If I ever believed that the hard part was over now that I'm a full 4 months into clinical remission....I was sadly mistaken. The "hard part" is no longer marked with hospital stays or poor blood counts but instead marked with emotionally charged moments of crying inexplicably and wondering "what now" and "what's next". Some who have not been here would say...what next is to live your life.
Seize the day.
Take back the power.
Any number of things that can be stitched on a pillow or made into a bumper sticker.....
And to those well meaning people I give a very affectionate finger (you can choose whichever one you'd like) and I pull out the old adage, "until you've walked a mile in my shoes"...basically suck it!
For someone like me who relies on words to express myself, joke my way through the rough stuff and to just amuse myself its completely unnerving to find myself in a place of feeling my voice waiver. I'm finding myself sliding into the gray. Not the dark place that I resided in before my diagnosis. Depression has never "left the building" so to speak. Yes, the Prozac keeps it at bay but even in moments like these, that border just upon the delicate edge of that bottomless dark rabbit hole...I feel the swirl of uncertainty.
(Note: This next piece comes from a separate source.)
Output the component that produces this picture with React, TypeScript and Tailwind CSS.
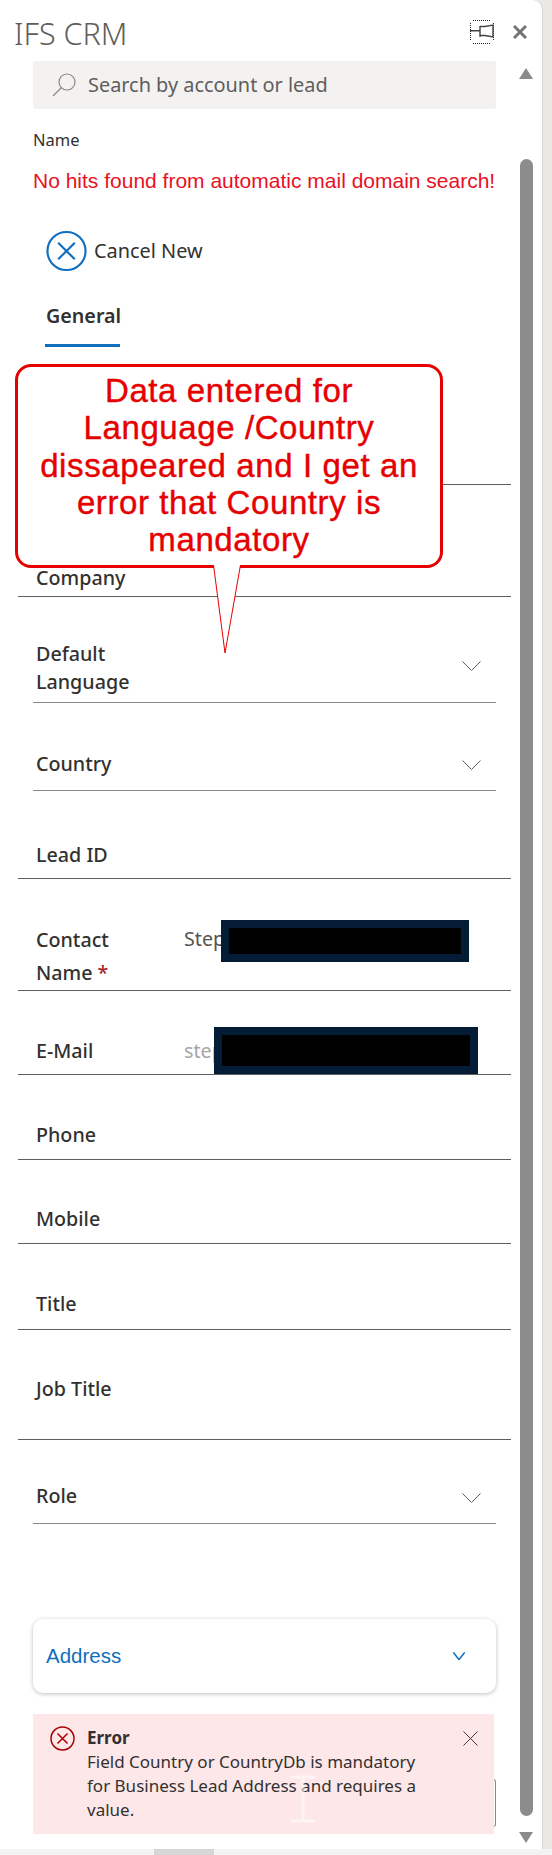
import type { ReactNode } from 'react'

function Chevron({ className, weight = 1 }: { className: string; weight?: number }) {
  return (
    <svg viewBox="0 0 19 10" preserveAspectRatio="none" className={className} fill="none" stroke="currentColor" strokeWidth={weight}>
      <path d="M0.5 0.5l9 9 9-9" />
    </svg>
  )
}

// underlined text field, full width
function Row({
  height,
  pad,
  label,
  children,
}: {
  height: string
  pad: string
  label?: ReactNode
  children?: ReactNode
}) {
  return (
    <div className={`${height} ml-[18px] flex w-[493px] items-end border-b border-[#605e5c] pl-[18px]`}>
      <div className={`${pad} w-[148px] shrink-0 text-[19.7px] leading-[28px] font-medium text-[#323130]`}>{label}</div>
      {children}
    </div>
  )
}

// dropdown field, a bit narrower than the text rows
function SelectRow({
  height,
  pad,
  chevron,
  label,
}: {
  height: string
  pad: string
  chevron: string
  label: ReactNode
}) {
  return (
    <div className={`${height} ml-[33px] flex w-[463px] items-end border-b border-[#8a8886] pl-[3px]`}>
      <div className={`${pad} text-[19.7px] leading-[28px] font-medium text-[#323130]`}>{label}</div>
      <Chevron className={`${chevron} mr-[15px] ml-auto h-[10px] w-[19px] text-[#605e5c]`} />
    </div>
  )
}

function Redacted({ className }: { className: string }) {
  return <div className={`absolute border-[8px] border-[#041c36] bg-black ${className}`} />
}

export default function App() {
  return (
    <div className='relative h-[1855px] w-[552px] overflow-hidden bg-[#ebe8e4] font-["Noto_Sans","Open_Sans",sans-serif]'>
      <div className="h-[1849px] w-[543px] rounded-tr-[10px] border-r border-[#d8d6d4] bg-white">
        <div className="flex h-[61px] items-start justify-between pt-[20px] pr-[15px] pl-[14px]">
          <span className="-mt-[3px] text-[30.5px] leading-[32px] font-light text-[#605e5c]">IFS CRM</span>
          <div className="flex items-start gap-[19px]">
            <svg viewBox="0 0 24 24" className="h-[24px] w-[24px]" fill="none">
              <path d="M3 0.5h17M3 23.5h17M0.5 3v18M23.5 3v18" stroke="#222" strokeDasharray="1 1" />
              <path d="M0 10.8h10M10 6v11M10 6.5h5l8-1.5v12l-8-1.5h-5" stroke="#444" strokeWidth="1.4" />
            </svg>
            <svg viewBox="0 0 14 14" className="mt-[5px] h-[14px] w-[14px]" stroke="#737373" strokeWidth="3">
              <path d="M1 1l12 12M13 1L1 13" />
            </svg>
          </div>
        </div>

        <div className="ml-[33px] flex h-[48px] w-[463px] items-center rounded-[2px] bg-[#f3f2f1] pl-[19px]">
          <svg viewBox="0 0 24 24" className="h-[24px] w-[24px]" fill="none" stroke="#8a8886" strokeWidth="1.2">
            <circle cx="15" cy="9" r="8" />
            <path d="M9.5 14.5L1 23" />
          </svg>
          <span className="ml-[12px] text-[19.9px] text-[#605e5c]">Search by account or lead</span>
        </div>

        <div className="mt-[21px] ml-[33px] text-[16.5px] leading-[20px] text-[#323130]">Name</div>
        <div className="mt-[19px] ml-[33px] font-['Liberation_Sans',sans-serif] text-[21px] leading-[24px] whitespace-nowrap text-[#e81123]">
          No hits found from automatic mail domain search!
        </div>

        <div className="mt-[37px] ml-[46px] flex items-center gap-[7px]">
          <svg viewBox="0 0 42 42" className="h-[42px] w-[41px]" fill="none" stroke="#106ebe" strokeWidth="2.2">
            <circle cx="21" cy="21" r="19.5" />
            <path d="M12.5 12.5l17 17M29.5 12.5l-17 17" />
          </svg>
          <span className="text-[19.9px] text-[#323130]">Cancel New</span>
        </div>

        <div className="mt-[30px] ml-[45px] w-[75px] border-b-[3px] border-[#106ebe] pb-[14px] pl-[1px] text-[19.7px] leading-[28px] font-semibold whitespace-nowrap text-[#323130]">
          General
        </div>

        <Row height="h-[138px]" pad="pb-[4px]" />
        <Row height="h-[112px]" pad="pb-[4px]" label="Company" />
        <SelectRow
          height="h-[106px]"
          pad="pb-[6px]"
          chevron="mb-[31px]"
          label={
            <>
              Default
              <br />
              Language
            </>
          }
        />
        <SelectRow height="h-[88px]" pad="pb-[12px]" chevron="mb-[20px]" label="Country" />
        <Row height="h-[88px]" pad="pb-[9px]" label="Lead ID" />
        <Row
          height="h-[112px]"
          pad="pb-[1px] leading-[33px]"
          label={
            <>
              Contact
              <br />
              Name <span className="text-[#a4262c]">*</span>
            </>
          }
        >
          <span className="pb-[37px] text-[19.7px] leading-[28px] text-[#555352]">Step</span>
        </Row>
        <Row height="h-[84px]" pad="pb-[9px]" label="E-Mail">
          <span className="pb-[9px] text-[19.7px] leading-[28px] text-[#a6a6a6]">step</span>
        </Row>
        <Row height="h-[85px]" pad="pb-[10px]" label="Phone" />
        <Row height="h-[84px]" pad="pb-[10px]" label="Mobile" />
        <Row height="h-[86px]" pad="pb-[11px]" label="Title" />
        <Row height="h-[110px]" pad="pb-[36px]" label="Job Title" />
        <SelectRow height="h-[84px]" pad="pb-[13px]" chevron="mb-[20px]" label="Role" />

        <div className="mt-[95px] ml-[33px] flex h-[74px] w-[463px] items-center justify-between rounded-[10px] bg-white pr-[31px] pl-[13px] shadow-[0_1px_4px_rgba(0,0,0,0.25)]">
          <span className="font-['Liberation_Sans',sans-serif] text-[20.5px] text-[#106ebe]">Address</span>
          <Chevron className="h-[8px] w-[12px] text-[#106ebe]" weight={2.2} />
        </div>
      </div>

      {/* scrollbar */}
      <div className="absolute top-[68px] left-[519px] h-0 w-0 border-x-[7.5px] border-b-[11px] border-x-transparent border-b-[#8a8a8a]" />
      <div className="absolute top-[159px] left-[520px] h-[1657px] w-[13px] rounded-full bg-[#8c8c8c]" />
      <div className="absolute top-[1832px] left-[519px] h-0 w-0 border-x-[7.5px] border-t-[11px] border-x-transparent border-t-[#8a8a8a]" />

      {/* redactions */}
      <Redacted className="top-[920px] left-[221px] h-[42px] w-[248px]" />
      <Redacted className="top-[1027px] left-[214px] h-[47px] w-[264px]" />

      {/* edge of whatever sits under the toast */}
      <div className="absolute top-[1779px] left-[490px] h-[48px] w-[6px] rounded-r-[3px] border-y border-r border-[#8a8886]" />

      {/* error toast */}
      <div className="absolute top-[1714px] left-[33px] flex h-[120px] w-[461px] bg-[#fde7e9] pt-[12px] pr-[16px] pl-[17px]">
        <svg viewBox="0 0 25 25" className="h-[25px] w-[25px] shrink-0" fill="none" stroke="#a80000" strokeWidth="1.5">
          <circle cx="12.5" cy="12.5" r="11.5" />
          <path d="M7.5 7.5l10 10M17.5 7.5l-10 10" />
        </svg>
        <div className="ml-[12px] w-[345px] text-[17px] leading-[24px] text-[#323130]">
          <div className="font-bold">Error</div>
          Field Country or CountryDb is mandatory for Business Lead Address and requires a value.
        </div>
        <svg viewBox="0 0 16 16" className="mt-[5px] ml-auto h-[15px] w-[15px]" stroke="#323130" strokeWidth="1">
          <path d="M0.5 0.5l15 15M15.5 0.5l-15 15" />
        </svg>
      </div>

      {/* mouse cursor */}
      <svg viewBox="0 0 28 48" className="absolute top-[1775px] left-[289px] h-[48px] w-[28px]" fill="none" stroke="#fff" strokeOpacity="0.55" strokeWidth="3">
        <path d="M2 2h24M14 2v44M2 46h24" />
      </svg>

      {/* callout */}
      <div className="absolute top-[364px] left-[15px] flex h-[204px] w-[428px] flex-col items-center rounded-[16px] border-[3px] border-[#e60000] bg-white pt-[5px] font-['Liberation_Sans',sans-serif] text-[33px] leading-[37.25px] tracking-[0.6px] whitespace-nowrap text-[#e60000] [-webkit-text-stroke:0.4px_#e60000]">
        <div>Data entered for</div>
        <div>Language /Country</div>
        <div>dissapeared and I get an</div>
        <div>error that Country is</div>
        <div>mandatory</div>
      </div>
      <svg viewBox="0 0 28 88" className="absolute top-[565px] left-[213px] h-[88px] w-[28px]" fill="#fff" stroke="#e60000">
        <path d="M0.5 0L12 88L27.5 0" />
      </svg>

      {/* bottom scrollbar */}
      <div className="absolute bottom-0 left-0 h-[6px] w-[552px] bg-[#f3f3f3]">
        <div className="ml-[154px] h-[6px] w-[60px] bg-[#d6d6d6]" />
      </div>
    </div>
  )
}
The doctors tell me that this is "normal". Maybe that is my problem....I've never thought of myself as "normal" so that could explain the foreign feeling. My mother tells me that given the fact that I had deadly chemicals pumped into my body every 28 days for 5 months that I should expect it to take at least that much time, if not more, to find a balance within my body once again. Ummmm....probably true, but how often have I listened to my mother in my lifetime? Yeah, I think I can count those times on one hand....or maybe on just a couple fingers.
I paste on a smile a lot because to be honest people really don't want to hear exactly how you're doing on the bad days. They don't want to hear about the uncontrollable bouts of pain that comes from organs that are pissed about the "side effects" to treatment and the fact that the doctors won't respond to their persistent attempts at making it known that they would like to leave the building...so to speak.
All I can do is move from one moment to the next in hopes that I will find my footing once again and perhaps stumble upon the gene or trait that gets me through this next phase without folding in on myself and pushing away the ones that love me most and root for me even when I seem to have lost my voice.